Dunkirk to D Day is released today, and many thanks to Pen & Sword
It comes at the end of a seven year quest to answer the question so many boys of the forties and fifties asked: Dad, what did you do in the war? My quest grew into a project, which expanded into something much bigger as I began to grasp the sheer magnitude of the task he and his colleagues undertook.
For me it began with Mum's albums, some twelve five inch thick scrap books. My mother had been my father's PA and had recorded the activities of the RAOC from his viewpoint as Controller of Ordnance Services. When I first looked at them seriously, I was struck by the images of vehicles massed at Chilwell in 1938 should the need arise.
This sent me off to the RAOC archive at the RLC museum and thence to the National Archives and Imperial War Museum where I found wonderful first hand accounts by soldiers who had done their bit in the RAOC. All this became War on Wheels and many thanks to the History Press for that. The focus was very much the motor companies and the role of the RAOC in supplying them. I wrote an article on this aspect for History Press.

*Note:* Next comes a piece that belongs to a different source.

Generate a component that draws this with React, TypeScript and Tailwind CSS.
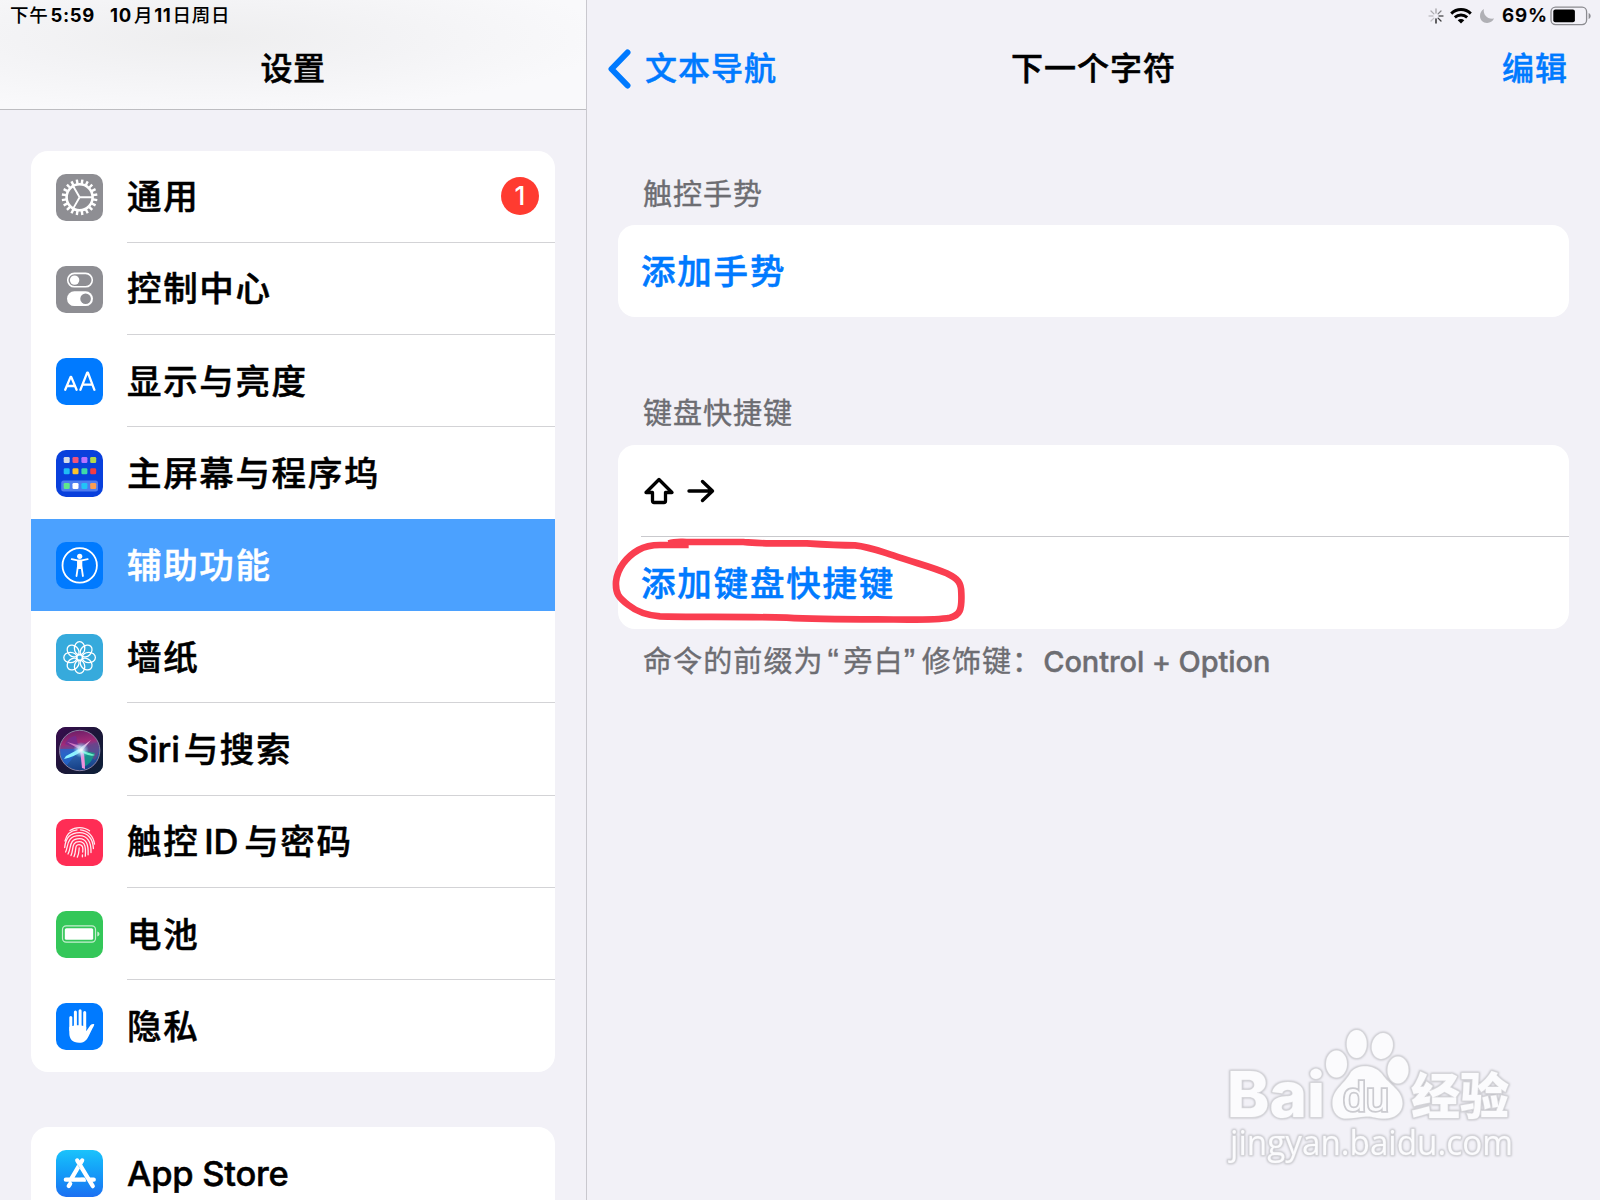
import type { ReactNode } from "react";

const GEAR_TEETH = Array.from({ length: 20 }, (_, i) => i * 18 + 9);
const PETALS = [0, 45, 90, 135, 180, 225, 270, 315];

const GRID_DOTS = [
  { x: 10.7, y: 10, color: "#d5dbe6" },
  { x: 19.5, y: 10, color: "#f2557a" },
  { x: 28.4, y: 10, color: "#b872ff" },
  { x: 37.2, y: 10, color: "#b3d94c" },
  { x: 10.7, y: 21.3, color: "#1fbcf5" },
  { x: 19.5, y: 21.3, color: "#fdc22b" },
  { x: 28.4, y: 21.3, color: "#3fd8a8" },
  { x: 37.2, y: 21.3, color: "#f23c43" },
  { x: 10.7, y: 36, color: "#5fe88a" },
  { x: 19.5, y: 36, color: "#ffffff" },
  { x: 28.4, y: 36, color: "#22c3f7" },
  { x: 37.2, y: 36, color: "#f99d52" },
];

function AppIcon({ className, children }: { className: string; children: ReactNode }) {
  return (
    <svg viewBox="0 0 47 47" className={`mt-px size-[47px] shrink-0 rounded-[10px] ${className}`}>
      {children}
    </svg>
  );
}

function GearIcon() {
  return (
    <AppIcon className="bg-[#8e8e93]">
      <g stroke="#fff" fill="none" transform="translate(23.6 23.3)">
        <circle r="13" strokeWidth="2.6" />
        {GEAR_TEETH.map((a) => (
          <path key={a} d="M13.5 0H17.9" strokeWidth="2.4" transform={`rotate(${a})`} />
        ))}
        <path d="M0 0H13M0 0L-6.5 -11.3M0 0L-6.5 11.3" strokeWidth="1.9" />
      </g>
    </AppIcon>
  );
}

function TogglesIcon() {
  return (
    <AppIcon className="bg-[#8e8e93]">
      <rect x="11.7" y="7.4" width="24.6" height="13.4" rx="6.7" fill="none" stroke="#fff" strokeWidth="1.6" />
      <circle cx="18.6" cy="14.1" r="4.7" fill="#fff" />
      <rect x="11" y="25.3" width="26" height="14.8" rx="7.4" fill="#fff" />
      <circle cx="29.6" cy="32.7" r="5.3" fill="#8e8e93" />
    </AppIcon>
  );
}

function DisplayIcon() {
  return (
    <AppIcon className="bg-[#007aff]">
      <g fill="none" stroke="#fff" strokeWidth="2.3" strokeLinecap="round" strokeLinejoin="round">
        <path d="M9.2 31.8L14.6 18.9H15.2L20.6 31.8M11.1 28H18.7" />
        <path d="M24.4 31.8L31.2 14.7H31.9L38.4 31.8M26.6 26.6H36.4" />
      </g>
    </AppIcon>
  );
}

function HomeScreenIcon() {
  return (
    <AppIcon className="bg-[#0940dc]">
      <rect x="5.2" y="30.6" width="36.8" height="10.8" rx="2.5" fill="#4d7cf0" />
      {GRID_DOTS.map((d) => (
        <rect key={`${d.x}-${d.y}`} x={d.x - 3} y={d.y - 3} width="6" height="6" rx="1.3" fill={d.color} />
      ))}
    </AppIcon>
  );
}

function AccessibilityIcon() {
  return (
    <AppIcon className="bg-[#007aff]">
      <circle cx="23.7" cy="23.4" r="17.2" fill="none" stroke="#fff" strokeWidth="1.8" />
      <circle cx="23.7" cy="14.3" r="2.6" fill="#fff" />
      <path
        d="M15.7 17.2L21.5 18.4H25.9L31.7 17.2M22 18.8V24L20.5 34M25.4 18.8V24L26.9 34"
        fill="none"
        stroke="#fff"
        strokeWidth="1.8"
        strokeLinecap="round"
        strokeLinejoin="round"
      />
      <path d="M21.5 18H25.9V24.5L25.3 27H22.1L21.5 24.5Z" fill="#fff" />
    </AppIcon>
  );
}

function WallpaperIcon() {
  return (
    <AppIcon className="bg-[#36aadc]">
      <g fill="none" stroke="#fff" strokeWidth="1.3" transform="translate(23.6 23.5)">
        {PETALS.map((a) => (
          <ellipse key={a} cy="-9.2" rx="5.2" ry="6.6" transform={`rotate(${a})`} />
        ))}
        <circle r="3" />
      </g>
    </AppIcon>
  );
}

function SiriIcon() {
  return (
    <AppIcon className="bg-[#1d1536]">
      <defs>
        <linearGradient id="siriBg" x1="0" y1="0" x2="1" y2="1">
          <stop offset="0" stopColor="#3a0c50" />
          <stop offset="0.5" stopColor="#1c1638" />
          <stop offset="1" stopColor="#0b2138" />
        </linearGradient>
        <linearGradient id="siriOrb" x1="0.4" y1="0" x2="0.55" y2="1">
          <stop offset="0" stopColor="#6d1f68" />
          <stop offset="0.3" stopColor="#a02a78" />
          <stop offset="0.55" stopColor="#2f66b0" />
          <stop offset="1" stopColor="#133c82" />
        </linearGradient>
        <radialGradient id="siriGlow">
          <stop offset="0" stopColor="#fff" />
          <stop offset="0.4" stopColor="#c8f4ff" stopOpacity="0.7" />
          <stop offset="1" stopColor="#7ad8ff" stopOpacity="0" />
        </radialGradient>
      </defs>
      <rect width="47" height="47" fill="url(#siriBg)" />
      <circle cx="23.7" cy="23.5" r="20.2" fill="url(#siriOrb)" />
      <path d="M24 22L4 22Q5 35 11 38Z" fill="#2465d0" opacity="0.75" />
      <path d="M24 22L42 15Q45 25 39 33Z" fill="#6a4488" opacity="0.75" />
      <path d="M24 23L39 26Q35 38 27 40Z" fill="#10a984" opacity="0.7" />
      <path d="M23 22L9 17Q13 9 20 9Z" fill="#702c91" opacity="0.8" />
      <path d="M23 22L10 29L8 32Q18 30 26 24Z" fill="#8df3ff" />
      <path d="M24 22L26 41L29 42Q29 30 27 22Z" fill="#ed91dc" />
      <path d="M24 21L35 13L25 25Z" fill="#ffc2e7" opacity="0.85" />
      <path d="M23 22L11 15L25 19Z" fill="#e489ce" opacity="0.8" />
      <path d="M24 23L39 28Q35 30 27 26Z" fill="#6cf5cc" />
      <circle cx="25" cy="23" r="8" fill="url(#siriGlow)" />
      <circle cx="23.7" cy="23.5" r="20.2" fill="none" stroke="#8a82a4" strokeWidth="1" />
    </AppIcon>
  );
}

function TouchIdIcon() {
  return (
    <AppIcon className="bg-[#ff2d55]">
      <g fill="none" stroke="#ffeaf0" strokeWidth="1.3" strokeLinecap="round">
        <path d="M14 11.5C19.5 7.5 28 7.5 33.5 11.8" />
        <path d="M9 22C10.5 15 15.5 11.4 21 10.8M24.5 10.8C32 11.5 37.3 17 38.5 25" />
        <path d="M8.7 28.5C9.5 20 13.5 13.7 23.5 13.7C32 13.7 37 20 37.4 29.5" />
        <path d="M9.6 33C12.5 27.5 10 16.7 23.5 16.7C31.5 16.7 35.3 23 35 33.5" />
        <path d="M12 35C15.5 29 12.5 19.7 23.5 19.7C30.5 19.7 32.6 26 32.1 35.8" />
        <path d="M15 36.6C18 30 15 22.7 23.3 22.7C29.5 22.7 29.9 29 29.3 37.2" />
        <path d="M18 37.6C21 31 18 25.7 23 25.7C27.2 25.7 27.1 29.5 26.7 33" />
        <path d="M21.3 38.1C23.2 34.5 22.8 32 23.2 29" />
        <path d="M26.4 36V37.8" />
      </g>
    </AppIcon>
  );
}

function BatteryIcon() {
  return (
    <AppIcon className="bg-[#34c759]">
      <rect x="6.5" y="14.9" width="33" height="16.2" rx="3.6" fill="none" stroke="#c5efcf" strokeWidth="1.2" />
      <rect x="8.8" y="17.2" width="28.4" height="11.6" rx="1.6" fill="#fff" />
      <path d="M41.3 20.5V25.5C44.2 24.7 44.2 21.3 41.3 20.5Z" fill="#c5efcf" />
    </AppIcon>
  );
}

function PrivacyIcon() {
  return (
    <AppIcon className="bg-[#007aff]">
      <g stroke="#fff" strokeWidth="3" strokeLinecap="round">
        <path d="M14.8 14.4V27M19.4 8.9V26M24.1 7.8V26M28.7 9.6V26" />
      </g>
      <path
        d="M13.3 24C18 21.5 26 21.5 30.2 24L30.2 28.2L33.5 23.4C35.2 21 37 20.6 38.3 21.4C38 22.7 37.2 23.8 36.4 25.4L32.6 33.2C30.5 37.6 27.5 39.8 23.2 39.8C16.5 39.8 13.3 36 13.3 30Z"
        fill="#fff"
      />
    </AppIcon>
  );
}

function AppStoreIcon() {
  return (
    <AppIcon className="bg-linear-to-b from-[#1cc3fb] to-[#1d70f2]">
      <g stroke="#fff" strokeWidth="4.2" strokeLinecap="round" fill="none">
        <path d="M26.2 10.4L15.4 28.6M21.2 10.4L36.8 36.2M9.8 29.7H27.4M34.2 29.7H37.8M14.2 33.8L12.7 36" />
      </g>
      <path d="M21.5 14.5L24 18.6" stroke="#a5dcfb" strokeWidth="0.8" />
      <path d="M24.5 27.7L29 27.7L30.3 31.6L28 31.7" fill="#fff" />
    </AppIcon>
  );
}

type MenuItem = {
  label: ReactNode;
  icon: ReactNode;
  badge?: number;
  selected?: boolean;
  last?: boolean;
};

const menu: MenuItem[] = [
  { label: "通用", icon: <GearIcon />, badge: 1 },
  { label: "控制中心", icon: <TogglesIcon /> },
  { label: "显示与亮度", icon: <DisplayIcon /> },
  { label: "主屏幕与程序坞", icon: <HomeScreenIcon />, last: true },
  { label: "辅助功能", icon: <AccessibilityIcon />, selected: true },
  { label: "墙纸", icon: <WallpaperIcon /> },
  {
    label: (
      <>
        <span className="mr-[4px] tracking-[-0.2px]">Siri</span>与搜索
      </>
    ),
    icon: <SiriIcon />,
  },
  {
    label: (
      <>
        触控<span className="mr-[6px] ml-[5px] tracking-[-0.2px]">ID</span>与密码
      </>
    ),
    icon: <TouchIdIcon />,
  },
  { label: "电池", icon: <BatteryIcon /> },
  { label: "隐私", icon: <PrivacyIcon />, last: true },
];

function MenuRow({ label, icon, badge, selected, last }: MenuItem) {
  return (
    <li className={`flex h-[92.16px] items-center pl-[25px] ${selected ? "bg-[#4ba1ff] text-white" : "text-black"}`}>
      {icon}
      <div
        className={`ml-6 flex h-full flex-1 items-center justify-between border-b-[1.5px] pr-4 ${
          selected || last ? "border-transparent" : "border-[#d3d3d6]"
        }`}
      >
        <span className="pt-[3px] text-[34.5px] leading-none font-medium tracking-[1.65px] [-webkit-text-stroke:0.5px]">
          {label}
        </span>
        {badge && (
          <span className="mb-px flex size-[38px] items-center justify-center rounded-full bg-[#ff3b30] text-[26px] font-medium text-white">
            {badge}
          </span>
        )}
      </div>
    </li>
  );
}

function StatusIcons() {
  return (
    <div className="flex h-[31px] items-center justify-end pr-[8px]">
      <svg viewBox="0 0 16 16" className="size-4" stroke="#111" strokeWidth="1.3" strokeLinecap="round">
        <path d="M8 11V15" />
        <path d="M10.1 10.1L13 13" opacity="0.8" />
        <path d="M11 8H15" opacity="0.65" />
        <path d="M10.1 5.9L13 3" opacity="0.5" />
        <path d="M8 5V1" opacity="0.35" />
        <path d="M5.9 5.9L3 3" opacity="0.3" />
        <path d="M5 8H1" opacity="0.2" />
        <path d="M5.9 10.1L3 13" opacity="0.2" />
      </svg>
      <svg viewBox="0 0 22 16" className="ml-1.5 h-4 w-[22px]" fill="none" stroke="#000" strokeWidth="2.9">
        <path d="M1.2 5.6C6.7 0.2 15.3 0.2 20.8 5.6" />
        <path d="M4.8 9.4C8.4 6.1 13.6 6.1 17.2 9.4" />
        <path d="M11 15.6L7.7 12.3C9.6 10.7 12.4 10.7 14.3 12.3Z" fill="#000" stroke="none" />
      </svg>
      <svg viewBox="0 0 16 16" className="ml-[7px] size-4">
        <path d="M4.8 1C4 6.8 8.5 11.7 15 10.6C13.6 13.5 11 15.1 8 15C4 14.9 1 12 1 8C1 5 2.4 2.5 4.8 1Z" fill="#b0b0b5" />
      </svg>
      <span className="ml-[7px] w-[45px] text-[19px] leading-none font-semibold tracking-[0.8px] whitespace-nowrap [-webkit-text-stroke:0.2px]">
        69%
      </span>
      <svg viewBox="0 0 42 20" className="ml-[3px] h-5 w-[42px]">
        <rect x="1" y="1.2" width="35.6" height="17.4" rx="4.5" fill="none" stroke="#8b8b90" strokeWidth="1.3" />
        <rect x="3.3" y="3.6" width="21.6" height="12.6" rx="2" fill="#000" />
        <path d="M38.6 7V13C41.3 11.8 41.3 8.2 38.6 7Z" fill="#8b8b90" />
      </svg>
    </div>
  );
}

function RedCircle() {
  return (
    <svg viewBox="0 450 1140 300" className="absolute top-[530px] left-[600px] h-[100px] w-[380px]">
      <path
        d="M206 490C225 484 240 486 260 486H430C470 489 490 491 520 490H620C680 494 720 496 765 496C805 500 830 510 880 526C950 550 1000 562 1040 580C1075 597 1084 608 1084 640C1086 690 1080 705 1050 713C1000 722 900 718 830 718C720 718 610 716 560 713C420 709 260 712 180 709C140 706 110 695 85 675C55 652 46 640 48 605C52 565 80 530 115 510C140 496 160 495 180 495H266"
        fill="none"
        stroke="#fa3e50"
        strokeWidth="20"
        strokeLinejoin="round"
      />
    </svg>
  );
}

function Watermark() {
  return (
    <svg
      viewBox="0 0 340 180"
      className="absolute top-[1010px] left-[1200px] h-[180px] w-[340px] drop-shadow-[0_0_1px_#b0b0b6]"
      fill="#fbfbfd"
      stroke="#d6d6da"
      strokeWidth="2"
      style={{ paintOrder: "stroke" }}
    >
      <text x="27" y="107" fontSize="63" fontWeight="800" fontFamily="Inter, sans-serif" textLength="98" lengthAdjust="spacingAndGlyphs">
        Bai
      </text>
      <ellipse cx="136.5" cy="54" rx="10.5" ry="13.5" />
      <ellipse cx="156.7" cy="34" rx="10" ry="14" />
      <ellipse cx="182.3" cy="36" rx="10.5" ry="13" transform="rotate(12 182.3 36)" />
      <ellipse cx="198" cy="60" rx="10.5" ry="13.5" />
      <path d="M151 62C158 54 174 54 182 64C189 75 203 80 202.5 94C202 104 193 109 184 108.5C176 108.5 172 106 166 106.5C158 107 151 109 144 108.5C136 107 132 100 132.5 92C133 79 145 74 151 62Z" />
      <text x="143" y="101" fontSize="41" fontFamily="Liberation Sans, sans-serif" strokeWidth="3.5" stroke="#cbcbd0" textLength="46" lengthAdjust="spacingAndGlyphs">
        du
      </text>
      <text x="211" y="104" fontSize="49" fontWeight="900" fontFamily="Noto Sans CJK SC, sans-serif" textLength="98" lengthAdjust="spacingAndGlyphs">
        经验
      </text>
      <text x="30" y="145" fontSize="35" fontFamily="Open Sans, sans-serif" textLength="283" lengthAdjust="spacingAndGlyphs">
        jingyan.baidu.com
      </text>
    </svg>
  );
}

export default function App() {
  return (
    <div className="relative flex h-[1200px] w-[1600px] overflow-hidden bg-[#f2f1f7] font-[Inter,'Noto_Sans_CJK_SC',sans-serif] text-black">
      <aside className="w-[587px] shrink-0 border-r-[1.5px] border-[#c9c8ce]">
        <header className="h-[110px] border-b-[1.5px] border-[#bdbdc1] bg-[radial-gradient(ellipse_at_35%_35%,#eeeeef_0%,#f3f3f5_35%,#f9f9fb_75%)]">
          <div className="flex h-[31px] items-center pl-[10px] text-[18.5px] leading-none font-medium tracking-[0.7px]">
            <span>下午</span>
            <span className="ml-[2px] font-bold">5:59</span>
            <span className="ml-[15px] font-bold">10</span>
            <span className="ml-[2px]">月</span>
            <span className="ml-px font-bold">11</span>
            <span className="ml-px">日周日</span>
          </div>
          <h1 className="pt-[21px] text-center text-[32px] leading-[34px] font-medium tracking-[0.6px] [-webkit-text-stroke:0.5px]">
            设置
          </h1>
        </header>

        <ul className="mx-[31px] mt-[40.5px] overflow-hidden rounded-[17px] bg-white">
          {menu.map((item, i) => (
            <MenuRow key={i} {...item} />
          ))}
        </ul>
        <ul className="mx-[31px] mt-[55px] overflow-hidden rounded-[17px] bg-white">
          <MenuRow label={<span className="tracking-[-0.25px]">App Store</span>} icon={<AppStoreIcon />} />
        </ul>
      </aside>

      <main className="flex-1">
        <StatusIcons />
        <div className="grid h-[75px] grid-cols-3 items-center pr-[32px] pl-[20px] text-[32px] leading-none font-medium tracking-[1px] [-webkit-text-stroke:0.4px]">
          <button className="flex items-center gap-[13px] text-[#007aff]">
            <svg viewBox="0 0 25 40" className="h-10 w-[25px]" fill="none" stroke="currentColor" strokeWidth="6" strokeLinecap="round" strokeLinejoin="round">
              <path d="M20.5 3.5L4.5 20L20.5 36.5" />
            </svg>
            文本导航
          </button>
          <h2 className="pl-[12px] text-center [-webkit-text-stroke:0.5px]">下一个字符</h2>
          <button className="text-right text-[#007aff]">编辑</button>
        </div>

        <section className="mx-[31px] pt-[74px]">
          <h3 className="pl-[25px] text-[29px] leading-[30px] tracking-[1px] text-[#6d6d72] [-webkit-text-stroke:0.4px]">触控手势</h3>
          <div className="mt-[15px] flex h-[92px] items-center rounded-[17px] bg-white pt-[2px] pl-[23px]">
            <button className="text-[34.5px] font-medium tracking-[1.8px] text-[#007aff] [-webkit-text-stroke:0.5px]">添加手势</button>
          </div>
        </section>

        <section className="mx-[31px] pt-[82px]">
          <h3 className="pl-[25px] text-[29px] leading-[30px] tracking-[1px] text-[#6d6d72] [-webkit-text-stroke:0.4px]">键盘快捷键</h3>
          <div className="mt-4 rounded-[17px] bg-white pl-[23px]">
            <div className="flex h-[92px] items-center gap-3 border-b-[1.5px] border-[#c9c9cd]">
              <svg viewBox="0 0 32 28" className="ml-[2px] h-7 w-8" fill="none" stroke="#000" strokeWidth="3.3" strokeLinejoin="round">
                <path d="M16 2.5L29 15.5H22.5V24Q22.5 25.5 21 25.5H11Q9.5 25.5 9.5 24V15.5H3Z" />
              </svg>
              <svg viewBox="0 0 28 24" className="h-6 w-7" fill="none" stroke="#000" strokeWidth="3.4" strokeLinecap="round" strokeLinejoin="round">
                <path d="M2 12H25M15.5 2.5L25.5 12L15.5 21.5" />
              </svg>
            </div>
            <div className="flex h-[91.5px] items-center pt-[2px]">
              <button className="text-[34.5px] font-medium tracking-[1.8px] text-[#007aff] [-webkit-text-stroke:0.5px]">添加键盘快捷键</button>
            </div>
          </div>
          <p className="mt-[14.5px] pl-[25px] text-[29px] leading-[30px] tracking-[1.1px] whitespace-nowrap text-[#6d6d72] [-webkit-text-stroke:0.4px]">
            命令的前缀为
            <span className="ml-[4px] inline-block w-[16px] font-['Liberation_Sans'] text-[34px] leading-none">“</span>
            旁白
            <span className="inline-block w-[18px] font-['Liberation_Sans'] text-[34px] leading-none">”</span>
            修饰键：
            <span className="ml-px font-medium tracking-[-0.1px]">Control + Option</span>
          </p>
        </section>
      </main>

      <RedCircle />
      <Watermark />
    </div>
  );
}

It was clear from my research that for many of those whose story I wrote, this was not the first war in which they had served. I needed to find out about their experience and this led to Ordnance and again many thanks to the History Press. Ordnance explored the broader picture of how the British army was supplied and this time the RAOC archive itself had vivid first hand accounts. I also wrote an article on Ordnance for History Press.
The research for these two books left a big question mark, for what I had found was essentially ordinary men and women doing quite extraordinary things. I needed to find what in their lives had prepared them for the enormous task they undertook and so I dug deeper to find the people behind the names. This time the focus was on those who led the RAOC, not least my own father who had been Director of Warlike Stores in addition to becoming Controller of Ordnance Services. My mother also had left some delightful diaries and had painstakingly recorded my father's memories recalled during his final months. There were records of a number of the other leaders which helped to add flesh to the bare bones. I wrote an article for the Pen & Sword guest blog.
I feel affirmed in my efforts by the kind words of Major General Malcolm Wood who wrote a foreword to Dunkirk to D Day:
"We feel we get to know them as people; loyal, committed, open to change, driven by a sense of duty and nicely old fashioned."
The photograph is of many of those in the story with one woman, my mother, without whom I could never have told it.